Drug Criteria & Outcomes: Warfain/aspirin combo shows promise in long-term treatment
Drug Criteria & Outcomes
Warfain/aspirin combo shows promise in long-term treatment
Results of the second Warfarin-Aspirin Re-Infarction Study (WARIS II) suggest that the combination of warfarin and aspirin is superior to either agent alone in reducing death and recurrent events after MI.
WARIS II was a long-term secondary prevention study. The results of the 20 Norwegian hospitals participating in the trial were presented at the XXIII Congress of the European Society of Cardiology in Stockholm, Sweden, by Principal Investigator Harald Arnesen, MD, PhD, of Ullevaal University Hospital in Oslo, Norway.
The trial aimed to investigate whether there was a benefit in addressing both the activated platelets and fibrin that make up coronary thrombus in patients who had already had an MI, Arnesen said. "In the WARIS II trial, the combined treatment of warfarin with a mean INR of 2.2, together with aspirin in a dose of 75 mg a day, was significantly more efficient in reducing the combined endpoint of death, nonfatal MI and stroke than aspirin alone," Arnesen concluded. Warfarin also was more effective than aspirin but to a lesser degree than the combination.

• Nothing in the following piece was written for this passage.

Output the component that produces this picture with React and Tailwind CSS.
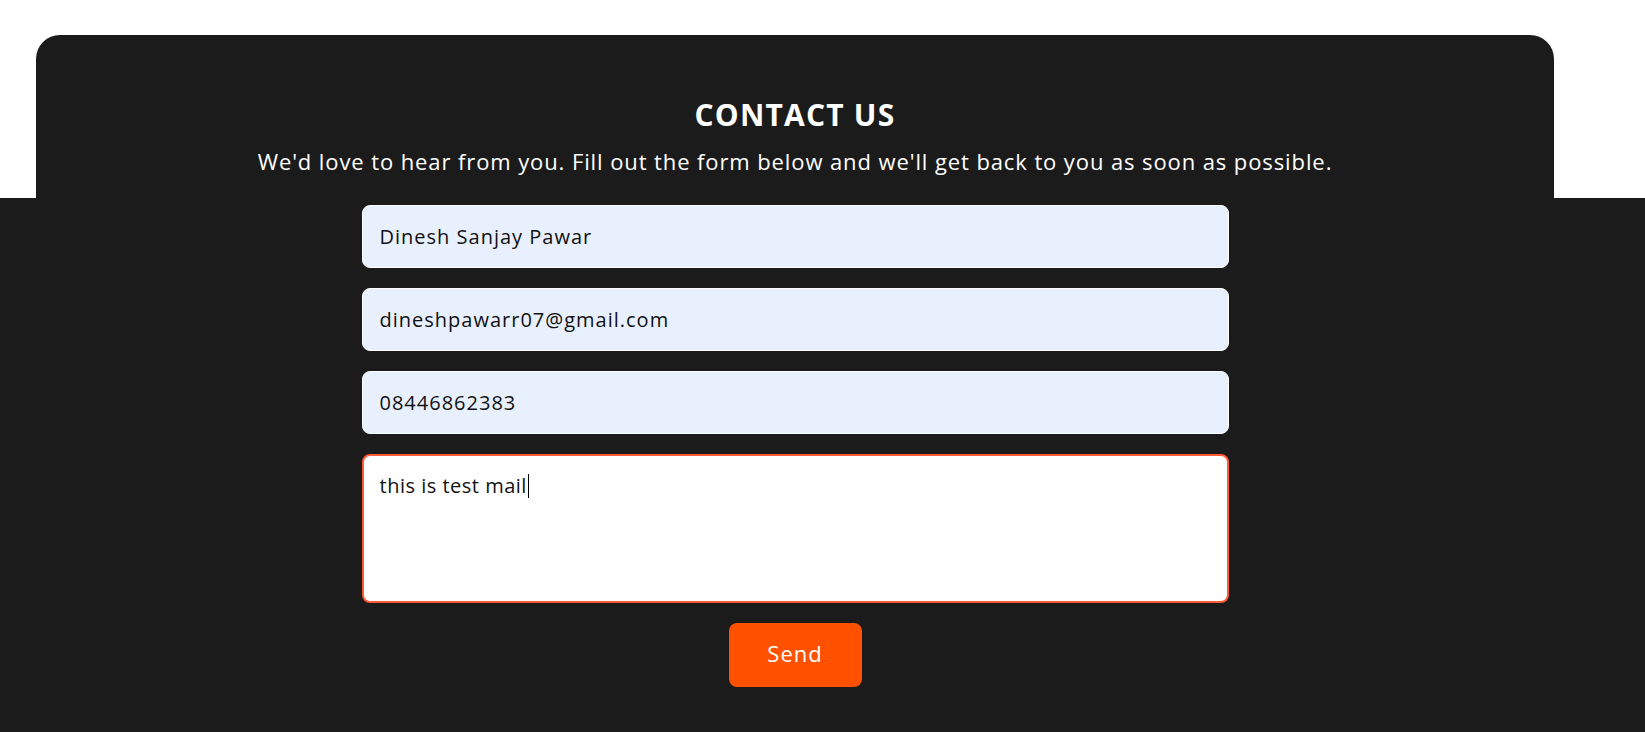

Arnesen indicated that he believed these findings — along with the rationale of what is known about how coronary thrombus is constituted of platelets and fibrin — are sufficient to change practice in this large population of patients. He pointed out that the level of anticoagulation in this study was 2.0-2.5, the same as is now recommended for warfarin treatment as stroke prophylaxis in patients with atrial fibrillation.
Cost also will be an important factor, Arnesen said. In this study, INRs were managed on an outpatient basis according to the standard practice of the hospitals involved. But that may be changing, too. "The tradition of anticoagulation may be changed because today, it’s more and more common that patients monitor their own INR, as the diabetics do with their blood sugar. It shouldn’t be too dramatic to make that change."
Physicians, however, might not be so quick to change their practice because of this trial, preferring instead to continue using long-term clopidogrel.